■ Brief:
Copy the lines holding the word "React", all of them.
┄┄┄┄┄┄┄┄┄┄
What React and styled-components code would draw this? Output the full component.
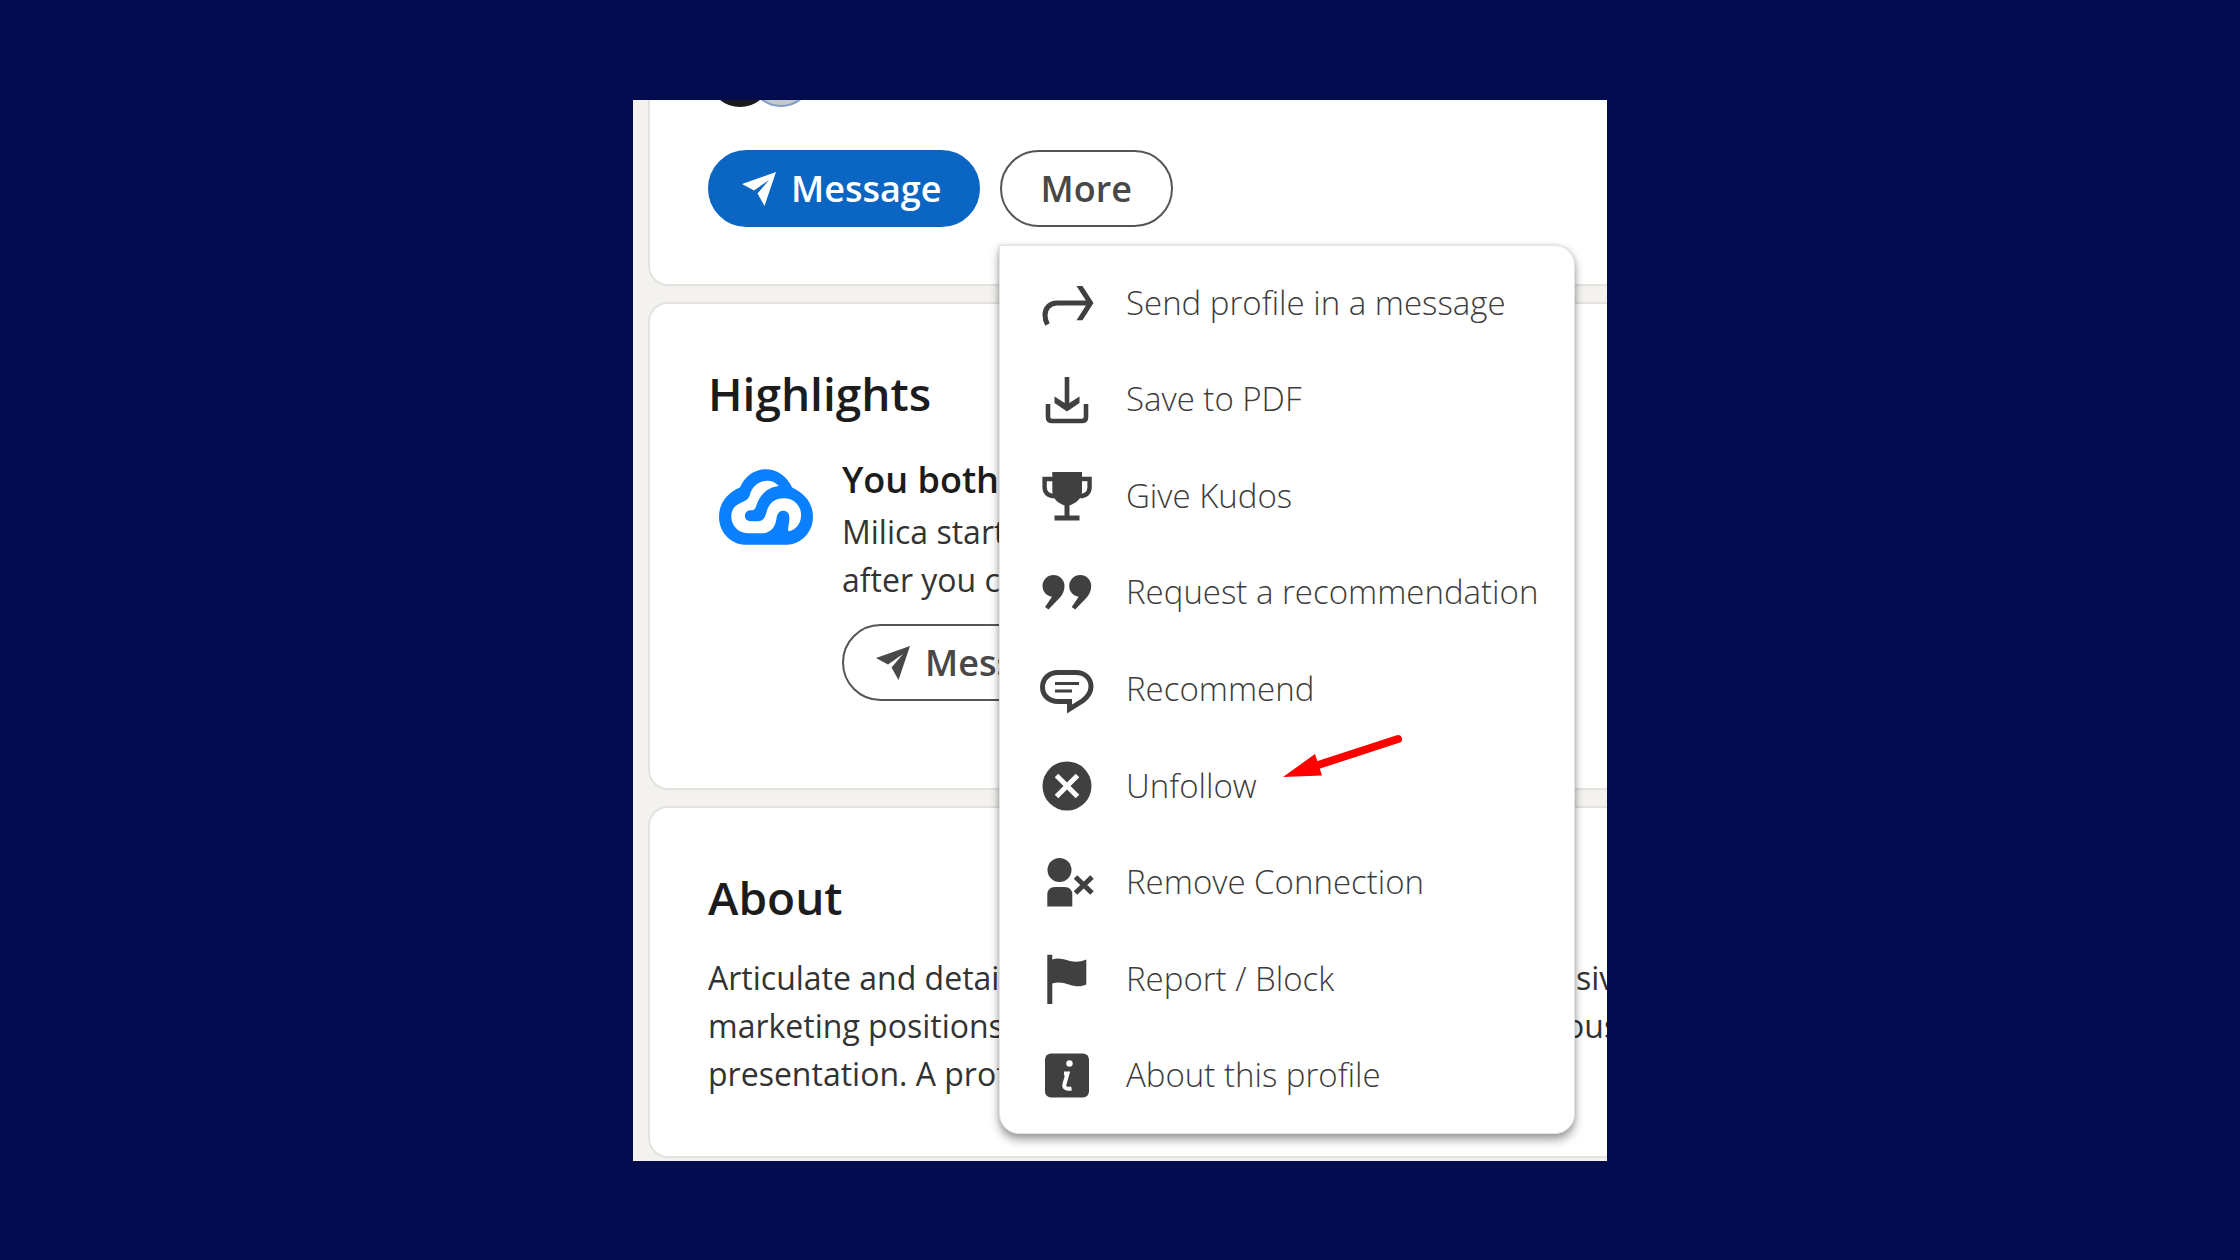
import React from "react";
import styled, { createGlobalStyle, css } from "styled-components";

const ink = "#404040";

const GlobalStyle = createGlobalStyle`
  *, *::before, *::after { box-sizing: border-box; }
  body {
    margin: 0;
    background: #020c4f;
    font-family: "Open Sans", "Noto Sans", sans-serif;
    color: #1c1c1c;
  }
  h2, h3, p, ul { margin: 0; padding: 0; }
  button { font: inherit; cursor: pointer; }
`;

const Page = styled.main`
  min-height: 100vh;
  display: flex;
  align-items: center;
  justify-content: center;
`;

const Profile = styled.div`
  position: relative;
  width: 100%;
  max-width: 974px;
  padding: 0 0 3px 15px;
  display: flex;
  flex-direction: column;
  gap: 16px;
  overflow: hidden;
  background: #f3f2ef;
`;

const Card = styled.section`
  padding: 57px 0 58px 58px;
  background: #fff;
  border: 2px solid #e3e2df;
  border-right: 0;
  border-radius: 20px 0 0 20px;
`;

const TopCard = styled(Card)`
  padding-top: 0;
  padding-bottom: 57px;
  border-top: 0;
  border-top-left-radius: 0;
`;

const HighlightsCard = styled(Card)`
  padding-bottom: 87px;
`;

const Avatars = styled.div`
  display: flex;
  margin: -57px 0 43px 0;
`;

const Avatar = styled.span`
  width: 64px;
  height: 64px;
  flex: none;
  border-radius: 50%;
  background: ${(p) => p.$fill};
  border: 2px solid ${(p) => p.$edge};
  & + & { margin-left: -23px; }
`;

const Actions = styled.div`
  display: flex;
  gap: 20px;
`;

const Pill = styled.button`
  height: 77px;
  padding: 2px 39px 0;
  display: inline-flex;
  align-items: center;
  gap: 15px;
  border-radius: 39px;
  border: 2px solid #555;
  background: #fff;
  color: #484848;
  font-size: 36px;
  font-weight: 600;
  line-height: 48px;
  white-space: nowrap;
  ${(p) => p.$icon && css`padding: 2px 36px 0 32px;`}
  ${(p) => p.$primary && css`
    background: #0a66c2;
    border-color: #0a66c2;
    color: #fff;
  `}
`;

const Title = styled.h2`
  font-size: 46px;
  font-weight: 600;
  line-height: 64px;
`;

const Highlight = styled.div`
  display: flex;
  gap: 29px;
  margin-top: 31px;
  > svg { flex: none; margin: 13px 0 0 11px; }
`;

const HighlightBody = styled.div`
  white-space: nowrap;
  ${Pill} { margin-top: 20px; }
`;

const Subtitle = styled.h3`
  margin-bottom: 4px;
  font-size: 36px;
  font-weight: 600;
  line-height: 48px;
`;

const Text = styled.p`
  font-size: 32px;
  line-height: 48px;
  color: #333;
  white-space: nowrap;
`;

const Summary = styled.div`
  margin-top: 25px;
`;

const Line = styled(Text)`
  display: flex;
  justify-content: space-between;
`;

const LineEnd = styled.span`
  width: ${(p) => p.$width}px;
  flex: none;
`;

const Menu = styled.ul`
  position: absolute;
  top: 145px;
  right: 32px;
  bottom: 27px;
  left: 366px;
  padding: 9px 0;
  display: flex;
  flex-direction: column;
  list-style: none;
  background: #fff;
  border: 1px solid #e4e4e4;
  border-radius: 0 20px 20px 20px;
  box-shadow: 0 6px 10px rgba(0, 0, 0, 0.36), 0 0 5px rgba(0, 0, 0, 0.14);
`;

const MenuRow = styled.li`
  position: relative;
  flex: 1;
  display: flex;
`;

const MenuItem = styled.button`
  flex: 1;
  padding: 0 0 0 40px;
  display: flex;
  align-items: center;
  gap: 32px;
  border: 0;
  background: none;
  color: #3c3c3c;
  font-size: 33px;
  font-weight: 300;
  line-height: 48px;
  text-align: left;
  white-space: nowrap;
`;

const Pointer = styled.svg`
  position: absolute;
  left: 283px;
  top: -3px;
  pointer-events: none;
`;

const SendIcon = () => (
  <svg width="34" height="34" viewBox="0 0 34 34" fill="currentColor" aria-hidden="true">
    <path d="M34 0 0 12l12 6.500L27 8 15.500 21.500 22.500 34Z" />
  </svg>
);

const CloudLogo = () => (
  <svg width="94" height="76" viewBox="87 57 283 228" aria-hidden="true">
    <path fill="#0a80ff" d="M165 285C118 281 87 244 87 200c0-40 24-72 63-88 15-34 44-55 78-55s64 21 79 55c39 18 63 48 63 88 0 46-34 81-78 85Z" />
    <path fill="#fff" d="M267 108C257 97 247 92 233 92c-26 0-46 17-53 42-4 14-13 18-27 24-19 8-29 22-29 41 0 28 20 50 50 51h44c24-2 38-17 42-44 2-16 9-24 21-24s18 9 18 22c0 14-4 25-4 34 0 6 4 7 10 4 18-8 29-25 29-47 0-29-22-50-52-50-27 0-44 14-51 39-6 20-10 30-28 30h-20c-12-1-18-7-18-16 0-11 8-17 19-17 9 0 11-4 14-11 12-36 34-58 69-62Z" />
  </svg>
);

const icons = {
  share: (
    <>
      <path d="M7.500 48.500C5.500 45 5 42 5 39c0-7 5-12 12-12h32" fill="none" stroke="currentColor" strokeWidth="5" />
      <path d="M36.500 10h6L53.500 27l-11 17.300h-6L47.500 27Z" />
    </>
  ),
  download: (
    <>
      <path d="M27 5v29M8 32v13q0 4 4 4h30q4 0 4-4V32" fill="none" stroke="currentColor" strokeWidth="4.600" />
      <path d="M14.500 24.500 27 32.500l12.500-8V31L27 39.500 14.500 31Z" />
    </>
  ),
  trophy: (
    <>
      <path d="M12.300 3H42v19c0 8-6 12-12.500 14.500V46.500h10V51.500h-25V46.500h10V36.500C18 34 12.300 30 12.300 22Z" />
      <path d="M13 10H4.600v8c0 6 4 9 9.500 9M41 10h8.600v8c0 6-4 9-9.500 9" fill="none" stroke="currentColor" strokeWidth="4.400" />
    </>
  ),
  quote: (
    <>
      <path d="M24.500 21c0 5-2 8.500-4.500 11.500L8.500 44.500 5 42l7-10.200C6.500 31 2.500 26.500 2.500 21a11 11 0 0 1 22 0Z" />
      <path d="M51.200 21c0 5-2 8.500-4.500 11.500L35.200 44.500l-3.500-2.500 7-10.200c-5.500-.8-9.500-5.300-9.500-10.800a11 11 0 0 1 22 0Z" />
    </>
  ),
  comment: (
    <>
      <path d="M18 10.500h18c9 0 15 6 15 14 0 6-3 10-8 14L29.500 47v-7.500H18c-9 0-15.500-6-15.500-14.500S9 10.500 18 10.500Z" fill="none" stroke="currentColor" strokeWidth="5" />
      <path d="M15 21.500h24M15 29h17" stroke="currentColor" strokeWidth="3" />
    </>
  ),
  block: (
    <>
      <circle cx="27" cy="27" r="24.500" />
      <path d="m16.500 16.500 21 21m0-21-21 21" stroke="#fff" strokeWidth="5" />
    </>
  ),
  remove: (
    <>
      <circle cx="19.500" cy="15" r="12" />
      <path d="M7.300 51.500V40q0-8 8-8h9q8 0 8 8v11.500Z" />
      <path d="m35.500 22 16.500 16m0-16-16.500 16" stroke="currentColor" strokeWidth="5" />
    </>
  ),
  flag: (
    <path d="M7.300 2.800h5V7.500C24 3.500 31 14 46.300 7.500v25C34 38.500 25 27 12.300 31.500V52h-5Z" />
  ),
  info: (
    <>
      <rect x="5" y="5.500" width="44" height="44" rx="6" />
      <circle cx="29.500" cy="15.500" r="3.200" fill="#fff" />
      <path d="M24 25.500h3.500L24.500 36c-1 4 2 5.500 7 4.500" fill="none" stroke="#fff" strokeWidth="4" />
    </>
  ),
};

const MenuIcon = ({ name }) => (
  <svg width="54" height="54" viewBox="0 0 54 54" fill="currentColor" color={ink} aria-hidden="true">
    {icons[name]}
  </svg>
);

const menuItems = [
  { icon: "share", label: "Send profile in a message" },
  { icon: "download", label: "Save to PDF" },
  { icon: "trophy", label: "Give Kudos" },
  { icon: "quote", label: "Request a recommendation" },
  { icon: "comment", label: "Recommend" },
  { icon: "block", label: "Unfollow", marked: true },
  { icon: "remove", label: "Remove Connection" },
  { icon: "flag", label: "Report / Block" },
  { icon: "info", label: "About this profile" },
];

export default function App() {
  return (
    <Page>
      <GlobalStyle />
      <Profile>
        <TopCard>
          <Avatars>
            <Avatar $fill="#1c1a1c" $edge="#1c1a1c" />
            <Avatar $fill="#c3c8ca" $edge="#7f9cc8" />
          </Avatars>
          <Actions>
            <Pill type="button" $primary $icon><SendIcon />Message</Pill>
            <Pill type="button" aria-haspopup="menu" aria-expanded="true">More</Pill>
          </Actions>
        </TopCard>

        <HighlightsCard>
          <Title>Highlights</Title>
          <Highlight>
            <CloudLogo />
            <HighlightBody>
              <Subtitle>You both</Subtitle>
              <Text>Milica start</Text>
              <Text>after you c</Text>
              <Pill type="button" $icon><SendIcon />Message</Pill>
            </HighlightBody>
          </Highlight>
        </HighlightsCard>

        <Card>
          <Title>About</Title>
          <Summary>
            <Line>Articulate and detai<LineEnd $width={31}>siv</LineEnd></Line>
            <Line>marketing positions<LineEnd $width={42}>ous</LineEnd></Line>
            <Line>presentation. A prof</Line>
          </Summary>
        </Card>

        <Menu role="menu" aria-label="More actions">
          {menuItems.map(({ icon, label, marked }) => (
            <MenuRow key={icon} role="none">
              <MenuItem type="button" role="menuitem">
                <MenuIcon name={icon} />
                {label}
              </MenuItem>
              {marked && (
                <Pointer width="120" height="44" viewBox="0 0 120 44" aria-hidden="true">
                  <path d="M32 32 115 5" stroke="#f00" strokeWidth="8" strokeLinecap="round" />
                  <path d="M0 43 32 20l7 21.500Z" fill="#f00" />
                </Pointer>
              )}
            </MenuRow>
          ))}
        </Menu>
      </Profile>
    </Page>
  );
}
┄┄┄┄┄┄┄┄┄┄
■ Full response:
What React and styled-components code would draw this? Output the full component.
import React from "react";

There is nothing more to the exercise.